Corona-Hilfen versiegen: Was nun, freie Theater?
Während des Lockdowns hat der Bund Kultureinrichtungen mit Corona-Hilfen unterstützt. Was deren Wegfall für die freie Theaterszene in Niedersachsen bedeutet, hat unsere Reporterin in Hannover nachgefragt.
Zuerst die Corona-Pandemie - Spielstätten blieben geschlossen, Künstlerinnen und Künstler konnten nicht auftreten. Jetzt der Krieg gegen die Ukraine und die damit verbundene Inflation hier in Deutschland - explodierende Preise beim Gas und jetzt auch beim Strom. Alles Kosten, die die freien Theater in Niedersachsen jetzt zusätzlich stemmen müssen.
Klamme freie Theater finanzieren sich von Projekt zu Projekt
Dazu kommt: Freie Theater finanzieren sich von Projekt zu Projekt, sagt Martina von Bargen, Geschäftsführerin des Landesverbandes Freier Theater in Niedersachsen: "Die Basisfinanzierung, sei sie aus den Kommunen oder vom Land Niedersachsen mit der neu eingeführten Spielstättenverordnung, ist ja doch sehr limitiert. Da gibt es keine Potenziale, wo man sagen könnte: Dann schöpfen wir mal aus diesen anderen Quellen."

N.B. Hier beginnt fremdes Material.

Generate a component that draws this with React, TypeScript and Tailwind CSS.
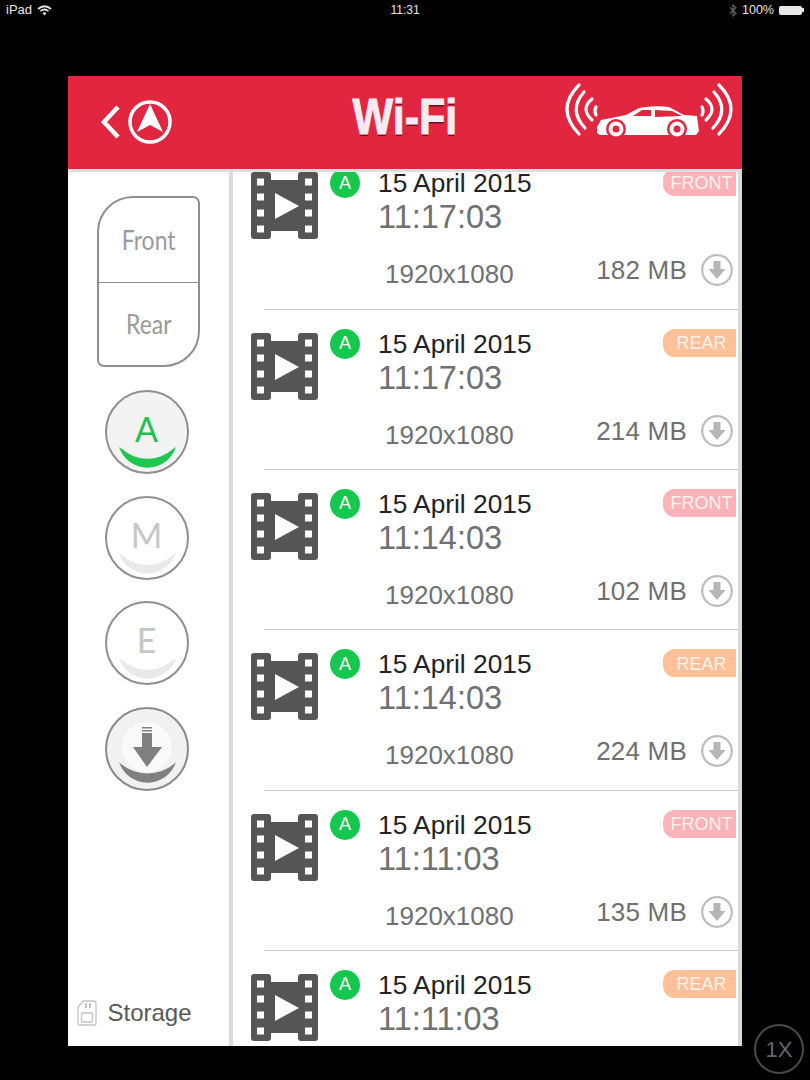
const sans = "font-['Liberation_Sans',Arial,sans-serif]";
const humanist = "font-['Lato','Open_Sans',sans-serif]";
const crescent = "M14 57A30 30 0 0 0 71 57L68 59A38 38 0 0 1 17 59Z";
const deepCrescent = "M14 55A30 30 0 0 0 71 55L69 57A42 42 0 0 1 16 57Z";

function Film() {
  const ys = [10, 25, 41, 57];
  return (
    <svg width="67" height="67" viewBox="0 0 67 67" className="block shrink-0">
      <path d="M3 0H17Q20 0 20 3V8H47V3Q47 0 50 0H64Q67 0 67 3V64Q67 67 64 67H50Q47 67 47 64V59H20V64Q20 67 17 67H3Q0 67 0 64V3Q0 0 3 0Z" fill="#555555" />
      {ys.map((y) => (
        <g key={y} fill="#ffffff">
          <rect x="6" y={y - 3.5} width="7" height="7" />
          <rect x="54" y={y - 3.5} width="7" height="7" />
        </g>
      ))}
      <path d="M24 21L48 34L24 47Z" fill="#ffffff" />
    </svg>
  );
}

function SmallDownload() {
  return (
    <svg width="32" height="32" viewBox="0 0 32 32" className="block shrink-0">
      <circle cx="16" cy="16" r="14.8" fill="none" stroke="#bdbdbd" strokeWidth="2.2" />
      <path d="M12.5 7H19.5V15H24.5L16 25L7.5 15H12.5Z" fill="#b5b5b5" />
    </svg>
  );
}

function ModeButton({ letter, active }: { letter: string; active?: boolean }) {
  return (
    <div className={`relative flex h-[84px] w-[84px] items-start justify-center rounded-full border-2 border-[#8f8f8f] ${active ? "bg-[#f3f3f3]" : "bg-white"}`}>
      <span className={`mt-[17px] text-[34px] leading-[40px] ${humanist} ${active ? "text-[#22c04f]" : "text-[#c6c6c6]"}`}>{letter}</span>
      <svg width="84" height="84" viewBox="0 0 84 84" className="absolute left-[-2px] top-[-2px]">
        <path d={crescent} fill={active ? "#1fc64f" : "#e9e9e9"} />
      </svg>
    </div>
  );
}

function DownloadButton() {
  return (
    <div className="relative h-[84px] w-[84px] rounded-full border-2 border-[#8a8a8a] bg-[#f1f1f1]">
      <svg width="84" height="84" viewBox="0 0 84 84" className="absolute left-[-2px] top-[-2px]">
        <circle cx="42" cy="40" r="25" fill="#fafafa" />
        <path d={deepCrescent} fill="#808080" />
        <path d="M37 20H47V21.5H37ZM37 23H47V24.5H37ZM37 26H47V40H57L42 60L28 40H37Z" fill="#808080" />
      </svg>
    </div>
  );
}

function BackLogo() {
  return (
    <svg width="74" height="50" viewBox="0 0 74 50" className="block">
      <path d="M18 10L4 25L18 40" fill="none" stroke="#ffffff" strokeWidth="4.5" />
      <circle cx="50" cy="25" r="20" fill="none" stroke="#ffffff" strokeWidth="3.5" />
      <path d="M50 7L63 35L50 28L37 35Z" fill="#ffffff" />
    </svg>
  );
}

function CarLogo() {
  return (
    <svg width="170" height="56" viewBox="0 0 170 56" className="block">
      <g fill="none" stroke="#ffffff" strokeWidth="3.2" strokeLinecap="round">
        <path d="M15 2Q-9 26 15 51" />
        <path d="M20 9Q4 27 21 45" />
        <path d="M28 16Q16 26 28 37" />
        <path d="M32 24Q30 28 32 32" />
        <path d="M155 2Q179 26 155 51" />
        <path d="M150 9Q166 27 149 45" />
        <path d="M142 16Q154 26 142 37" />
        <path d="M138 24Q140 28 138 32" />
      </g>
      <path d="M33 44L37 37L62 32L75 25Q90 22 105 24L120 32L133 33L135 48L132 52H36L33 50Z" fill="#ffffff" />
      <path d="M69 33H87V27H78ZM91 27V34L118 33L108 28Z" fill="#e32640" />
      {[52, 113].map((x) => (
        <g key={x}>
          <circle cx={x} cy="46" r="10" fill="#e32640" />
          <circle cx={x} cy="46" r="7.5" fill="#ffffff" />
          <circle cx={x} cy="46" r="3.5" fill="#e32640" />
        </g>
      ))}
    </svg>
  );
}

function Row({ time, size, tag, last }: { time: string; size?: string; tag: "FRONT" | "REAR"; last?: boolean }) {
  const front = tag === "FRONT";
  return (
    <div className="h-[160.33px] shrink-0 pl-[31px]">
      <div className={`flex h-full ${last ? "" : "border-b border-[#c9c9c9]"}`}>
        <div className="ml-[-13px] mt-[23px]"><Film /></div>
        <div className="ml-[12px] mt-[19px] flex h-[30px] w-[30px] shrink-0 items-center justify-center rounded-full bg-[#14c84e] text-[18px] text-white">A</div>
        <div className={`ml-[18px] mt-[19px] flex-1 ${sans}`}>
          <div className="text-[26.3px] leading-[30px] text-[#222222]">15 April 2015</div>
          <div className="mt-[3px] text-[32.5px] leading-[32px] text-[#707070]">{time}</div>
          {size && <div className="ml-[7px] mt-[26px] text-[26px] leading-[30px] text-[#707070]">1920x1080</div>}
        </div>
        <div className={`mt-[19px] mr-[2px] flex w-[146px] flex-col items-end ${sans}`}>
          <div className={`flex h-[28px] w-[73px] items-center justify-center rounded-l-[12px] pl-[4px] pt-[2px] text-[18px] text-[#fff1ec] ${front ? "bg-[#fbb3b9]" : "bg-[#fdc097]"}`}>{tag}</div>
          {size && (
            <div className="mt-[58px] flex items-center gap-[14px] pr-[3px]">
              <span className="text-[26px] leading-[32px] tracking-[0.2px] text-[#707070]">{size}</span>
              <SmallDownload />
            </div>
          )}
        </div>
      </div>
    </div>
  );
}

export default function App() {
  return (
    <div className={`relative h-[1080px] w-[810px] overflow-hidden bg-black ${sans}`}>
      <div className="flex h-[20px] items-center justify-between pl-[6px] pr-[6px] text-[13px] text-[#e5e5e5]">
        <div className="flex w-[120px] items-center gap-[5px]">
          <span>iPad</span>
          <svg width="15" height="11" viewBox="0 0 15 11">
            <path d="M1 4Q7.5 -1.5 14 4M3.5 6.2Q7.5 2.8 11.5 6.2" fill="none" stroke="#e5e5e5" strokeWidth="1.7" />
            <path d="M5.5 8Q7.5 6.4 9.5 8L7.5 10.5Z" fill="#e5e5e5" />
          </svg>
        </div>
        <span className="text-[12px]">11:31</span>
        <div className="flex w-[120px] items-center justify-end gap-[5px]">
          <svg width="8" height="13" viewBox="0 0 8 13">
            <path d="M1 3.5L7 9.5L4 12V1L7 3.5L1 9.5" fill="none" stroke="#666666" strokeWidth="1.1" />
          </svg>
          <span className="text-[12.5px]">100%</span>
          <div className="flex items-center">
            <div className="h-[9px] w-[23px] rounded-[2px] bg-[#e8e8e8]" />
            <div className="h-[4px] w-[2px] bg-[#e8e8e8]" />
          </div>
        </div>
      </div>

      <div className="ml-[68px] mt-[56px] flex h-[970px] w-[674px] flex-col bg-white">
        <header className="relative flex h-[93px] shrink-0 items-start justify-between bg-[#e32640] pl-[32px] pr-[8px] pt-[7px]">
          <div className="mt-[14px]"><BackLogo /></div>
          <div className="absolute inset-x-0 top-[9px] text-center">
            <span className="inline-block origin-center scale-x-[0.86] text-[50px] leading-[64px] font-bold text-[#f6ebf3] [-webkit-text-stroke:1px_#f6ebf3] [text-shadow:0_2px_0_#6f1020]">Wi-Fi</span>
          </div>
          <CarLogo />
        </header>
        <div className="flex min-h-0 flex-1 border-t-[3px] border-[#e2dcdc]">
          <aside className="flex w-[161px] shrink-0 flex-col items-center">
            <div className={`mt-[24px] flex h-[171px] w-[103px] flex-col rounded-bl-[7px] rounded-br-[36px] rounded-tl-[36px] rounded-tr-[7px] border-2 border-[#8f8f8f] text-[27px] text-[#9a9a9a] ${humanist}`}>
              <div className="flex h-[85px] items-center justify-center border-b-[1.5px] border-[#8f8f8f]"><span className="scale-x-[0.85]">Front</span></div>
              <div className="flex flex-1 items-center justify-center"><span className="scale-x-[0.85]">Rear</span></div>
            </div>
            <div className="ml-[-4px] mt-[23px] flex flex-col gap-[21.6px]">
              <ModeButton letter="A" active />
              <ModeButton letter="M" />
              <ModeButton letter="E" />
              <DownloadButton />
            </div>
            <div className="mt-auto mb-[18px] mr-[28px] flex items-center gap-[10px]">
              <svg width="20" height="26" viewBox="0 0 20 26" fill="none" stroke="#c4c4c4" strokeWidth="1.3">
                <path d="M6 1H17Q19 1 19 3V23Q19 25 17 25H3Q1 25 1 23V7Z" />
                <rect x="4.5" y="13" width="11" height="9" rx="1" />
                <path d="M9 3V8M13 3V8" strokeWidth="2" />
              </svg>
              <span className="text-[24px] leading-[30px] text-[#585858]">Storage</span>
            </div>
          </aside>
          <div className="w-[4px] shrink-0 bg-[#dcdcdc]" />
          <main className="flex min-w-0 flex-1 flex-col overflow-hidden border-r-[4px] border-[#d9d9d9]">
            <div className="mt-[-22.7px] flex flex-col">
              <Row time="11:17:03" size="182 MB" tag="FRONT" />
              <Row time="11:17:03" size="214 MB" tag="REAR" />
              <Row time="11:14:03" size="102 MB" tag="FRONT" />
              <Row time="11:14:03" size="224 MB" tag="REAR" />
              <Row time="11:11:03" size="135 MB" tag="FRONT" />
              <Row time="11:11:03" tag="REAR" last />
            </div>
          </main>
        </div>
      </div>

      <div className="absolute left-[754px] top-[1024px] flex h-[50px] w-[50px] items-center justify-center rounded-full border-2 border-[#4a4a4a] text-[22px] font-light text-[#666666]">1X</div>
    </div>
  );
}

Denn die Verordnung unterstützt nur ausgewählte Spielorte der freien Szene über einen festgelegten Zeitraum mit Geldern. Dazu zählt auch das Figurentheater Theatrio in Hannover im Stadtteil Vahrenheide. Hier decken die Fördergelder die laufenden Kosten, sagt Geschäftsführerin Evelyna Villalba: "Lichttechnik haben wir, natürlich auch Lautsprecherboxen. Für einen Techniker haben wir jetzt vielleicht eine Förderung vom Jobcenter in Aussicht. Andere Förderung gibt es dafür nicht - also nicht für uns."
"Geldgeber haben Fördermittel nicht weitergedacht"
Sich selbst und ihrer Büroleiterin zahle sie pro Monat insgesamt 3.000 Euro Lohn. Das sah während der Corona-Pandemie anders aus. Durch die Bundesförderung "Neustart Kultur" konnten sich freie Theater, Kollektive und Spielstätten ganz anderes ausstatten. Das Figurentheater hat sich beispielsweise Entkeimungsgeräte angeschafft, erzählt Villalba: "Aber diese ganzen Folgekosten, die Wartungskosten und die Energiekosten, die werden uns wahrscheinlich am Ende des Jahres mit 3.000 Euro zu stehen kommen. Das haben wir gar nicht im Budget. Da, finde ich, haben die Geldgeber diese Fördermittel nicht weitergedacht."
Diese prekäre Situation hat auch das Aktionsbündnis Darstellende Künste erkannt und appelliert nun mit einem Schreiben an Politiker in Berlin: keine Kürzungen für die freien darstellenden Künste! Das sieht auch von Bargen vom Landesverband Freien Theater Niedersachsen so: "Es braucht noch mehr Mittel, die eine Wiederaufnahme des Normalbetriebs erlauben, bevor er gänzlich eingestellt wird. Dafür müssen wir werben und auch erklären, wie dringlich notwendig es ist, damit nämlich das, was hier gewachsen ist, Niedersachsen in 30, 40, 50 Jahren auch erhalten bleibt."
Theater-Tickets für Kinder bald bei 20 Euro?
Denn ohne finanzielle Hilfe vom Bund oder höhere Fördergelder müssten die Theaterbesucher notgedrungen für ihre Tickets tiefer in die Tasche greifen, erklärt Villalba. Noch koste ein Kinderticket maximal neun Euro. "Wir müssen schauen, was dann wirklich machbar wäre nächstes Jahr", so Villalba. "Es müssten dann mindestens 20 Euro für eine Kindervorstellung sein, weil die Künstler angemessen bezahlt werden müssen. Es geht nicht, dass man einen Künstler mit 150 Euro abspeist, das ist eine Frechheit."
Der Bundesverband Freier Theater verhandelt gerade über eine Erhöhung der Honoraruntergrenze für freie Theaterkünstler. Deshalb planen die Landesverbände, diese Untergrenze in einem gemeinsamen Workshop im September zu definieren, für ein neues niedersächsisches Kulturfördergesetz. In Anbetracht der bevorstehenden Landtagswahlen in Niedersachsen im Oktober ist Martina von Bargen vom Landesverband zuversichtlich, dass die Fördergelder für Kunst und Kultur erhöht werden.